La décision commentée rappelle ainsi que la détermination de la date d’apparition de la clientèle réelle et certaine est fondamentale pour déterminer la date de création du fonds de commerce : celle-ci permettra de distinguer entre le contrat de bail (ou de sous-location des locaux) et le contrat de location-gérance.
Pour rappel, différents critères ont pu être retenus par la jurisprudence pour déterminer la date d’existence du fonds de commerce.
L’un des critères de détermination de l’existence du fonds de commerce est celui de la maîtrise juridique des éléments d’attraction de la clientèle. La Cour de cassation a ainsi jugé dans un arrêt TREVISAN que « si une clientèle est au plan national attachée à la notoriété de la marque du franchiseur, la clientèle locale n’existe que par le fait des moyens mis en œuvre par le franchisé, parmi lesquels les éléments corporels de son fonds de commerce, matériel et stock, et l’élément incorporel que constitue le bail, que cette clientèle fait elle-même partie du fonds de commerce du franchisé puisque, même si celui-ci n’est pas le propriétaire de la marque et de l’enseigne mises à sa disposition pendant l’exécution du contrat de franchise, elle est créée par son activité, avec des moyens que, contractant à titre personnel avec ses fournisseurs ou prêteurs de deniers, il met en œuvre à ses risques et périls » (Cass. 3e civ., 27 mars 2002, n° 00-20.732). Au regard de ce critère, le fonds est considéré comme créé lorsque l’exploitant met en œuvre, à ses risques et périls, ses divers éléments (marque, enseigne, local d’exploitation, matériel, marchandises…).

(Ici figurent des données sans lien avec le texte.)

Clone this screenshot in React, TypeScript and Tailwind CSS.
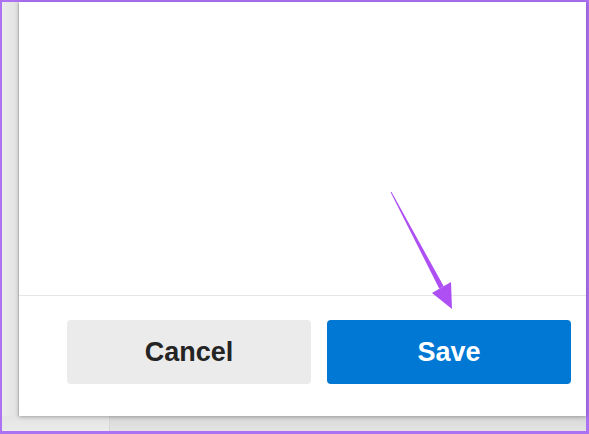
import React from 'react';

export default function SaveDialog() {
  return (
    <div className="relative w-[589px] h-[434px] bg-[#ac72f4] pt-[2px] pl-[2px] pr-[3px] pb-[3px] font-['Liberation_Sans',Arial,sans-serif]">
      <div className="flex flex-col w-full h-full bg-[#e3e3e3]">
        {/* Main row: window edge + dialog */}
        <div className="flex h-[414px]">
          <div className="w-[17px] bg-gradient-to-r from-[#ececec] to-[#e2e2e2] border-r border-[#cfcfcf]" />
          <div className="flex-1 flex flex-col bg-white shadow-[0_1px_4px_rgba(0,0,0,0.3)] z-10">
            <div className="h-[293px]" />
            <div className="border-t border-[#e6e6e6] pt-6 pb-8 pl-12 flex gap-4">
              <button className="w-[244px] h-16 rounded bg-[#ebebeb] text-[#242424] text-[27px] font-bold">
                Cancel
              </button>
              <button className="w-[244px] h-16 rounded bg-[#0078d4] text-white text-[27px] font-bold">
                Save
              </button>
            </div>
          </div>
        </div>
        {/* Window behind */}
        <div className="flex flex-1">
          <div className="w-[108px] bg-gradient-to-b from-[#e4e4e4] to-[#ebebeb] border-r border-[#d6d6d6]" />
          <div className="flex-1 bg-gradient-to-b from-[#d8d8d8] to-[#e4e4e4]" />
        </div>
      </div>

      {/* Annotation arrow */}
      <svg className="absolute left-0 top-0 z-20 pointer-events-none" width="589" height="434" viewBox="0 0 589 434">
        <polygon
          points="390.6,192.3 391.4,191.8 443.7,286.3 439.3,288.7"
          fill="#ad4ff2"
        />
        <polygon points="432,293 452,309 451,282" fill="#ad4ff2" />
      </svg>
    </div>
  );
}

Plus récemment certaines décisions ont pu admettre que le fonds de commerce était créé dès lors qu’il était ouvert au public. La Cour de cassation a par exemple jugé au sujet de la création d’une officine de pharmacie que « l’ouverture au public entraînait la création d’une clientèle réelle et certaine » (Cass. 1ère Civ., 4 décembre 2023, n°12-28.076 confirmant CA Rennes, 2 octobre 2012, n°11/03963, V. également CA Aix-en-Provence, 3 mars 2004, n°01/13482).
Enfin, certaines décisions, assez anciennes, ont pu admettre que la date d’existence de la clientèle pouvait être fixée au moment du commencement d’exploitation du fonds, et notamment au moment de la conclusion d’opérations avec les clients. Cette solution a pu être retenue, par exemple, en matière d’intégration aux acquêts : bien que l’un des époux ait obtenu l’immatriculation de son fonds de commerce avant le mariage, celui-ci n’apportait pas la preuve que l’établissement avait été fréquenté par le moindre client les trois semaines ayant précédé son mariage, la preuve de l’antériorité du fonds n’était donc pas rapportée (Cass. 1re civ., 18 avr. 1989, n° 87-19.348 : JurisData n° 1989-70146 ; Bull. civ. I, n° 153).
La décision de la Cour d’appel de Paris du 5 juillet 2023 semble s’inscrire dans un courant plus strict que ceux des jurisprudences citées. Il se déduit de cette décision l’exigence non seulement d’une clientèle, mais d’une clientèle suffisante. En outre, la Cour déduit cette absence de clientèle, de la durée insuffisante écoulée entre la prise à bail des locaux et la conclusion du contrat de location-gérance. La Cour semble exiger une condition d’exploitation préalable du fonds avant sa mise en location-gérance. Cette exigence a pourtant disparu de la loi depuis l’abrogation de l’article L.144-3 du Code de commerce, lequel imposait l’exploitation du fonds de commerce par le loueur pendant deux ans au moins avant la concession d’une location-gérance.
Un tel raisonnement présente l’inconvénient de créer une certaine marge d’incertitude. En effet, la décision ne dégage pas de critère fixe permettant de déterminer quelle durée d’exploitation serait nécessaire pour en déduire l’existence d’une clientèle.
Bien que cet arrêt, inédit, semble de portée limitée, il conviendra en pratique de prendre en compte le fait qu’il existe un risque à mettre en location-gérance un fonds de commerce n’ayant pas fait l’objet d’une exploitation préalable.